Now imagine a good friend being in a similar situation. What would you say to your friend? What would your tone be like? How do you imagine your words would impact your friend’s mood? What do you wish for your friend? Perhaps you would offer a hug or some words of encouragement.

What differences do you notice between how you talk to yourself and how you talk to your friend? How might your life change if you regularly talked to yourself with the same kindness that you would offer a friend? This practice is called self-compassion. Dr. Kristin Neff, a leading researcher of self-compassion, explains self-compassion like this: “With self-compassion, we give ourselves the same kindness and care we’d give to a good friend.”

There are three major components of self-compassion. The first is acknowledging that suffering is present. This means being mindful of that difficult moment. This may look like saying, “This is hard for me right now.” The second is remembering that suffering is a part of life and is part of our shared human experience. In other words, “I’m not alone in my suffering.” The third part is to gently say, “May I be kind to myself in this moment.” The third part includes being mindfully aware of what emotions are present and being an observer of those emotions. Acknowledge the thoughts and feelings while remembering that they don’t define you. Think of what you need in that moment of suffering to help you through.

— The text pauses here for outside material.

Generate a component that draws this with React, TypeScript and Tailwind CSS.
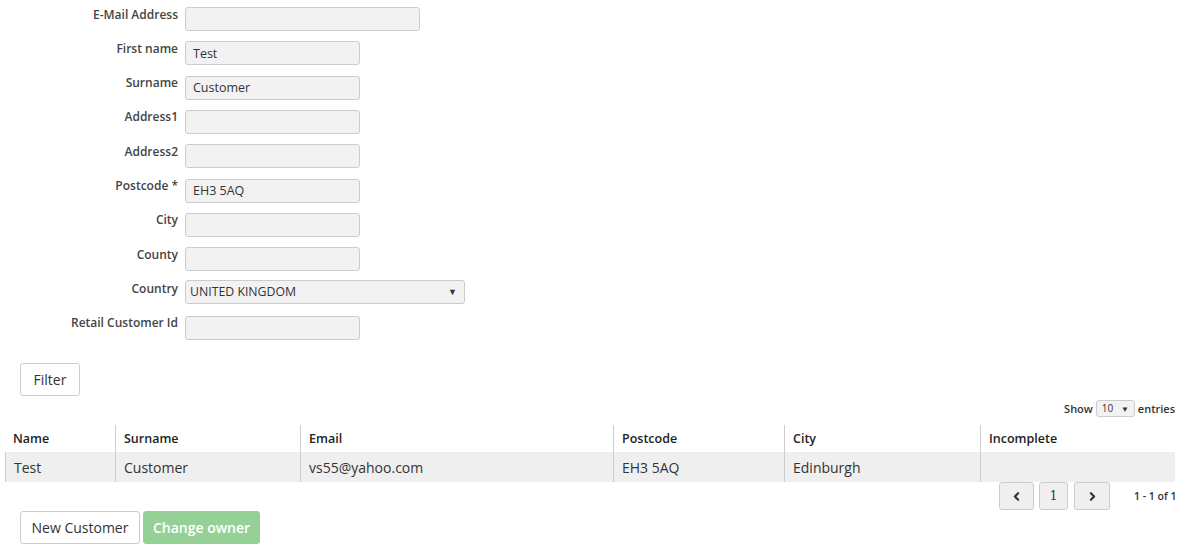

Research shows that self-compassion supports positive mental health, including less anxiety and depression, more positive emotions, increased motivation, improved coping, and improved interpersonal relationships. The next time you experience suffering, I invite you to give self-compassion a try. As you practice cultivating self-compassion, please remember to be kind to yourself. The goal is not to be perfectly self-compassionate; offer yourself self-compassion for struggling with self-compassion. We’re all human after all. Since it’s a mindset, it’s a tool you can take with you wherever you go, no matter what you’re experiencing.

Not sure where to start? Therapy is a great place to begin learning about self-compassion; it’s a space where you can be yourself as you explore your current thinking patterns and practice new ways of thinking and talking to yourself. Your therapist will walk alongside you on your journey of becoming more self-compassionate.

Outside of therapy sessions, Dr. Kristin Neff’s website has a variety of free self-compassion guided meditations and exercises. If it feels a bit awkward at first, remember that this is totally normal. Feel free to experiment with what works for you, and trust that with time, practicing self-compassion will become more natural for you.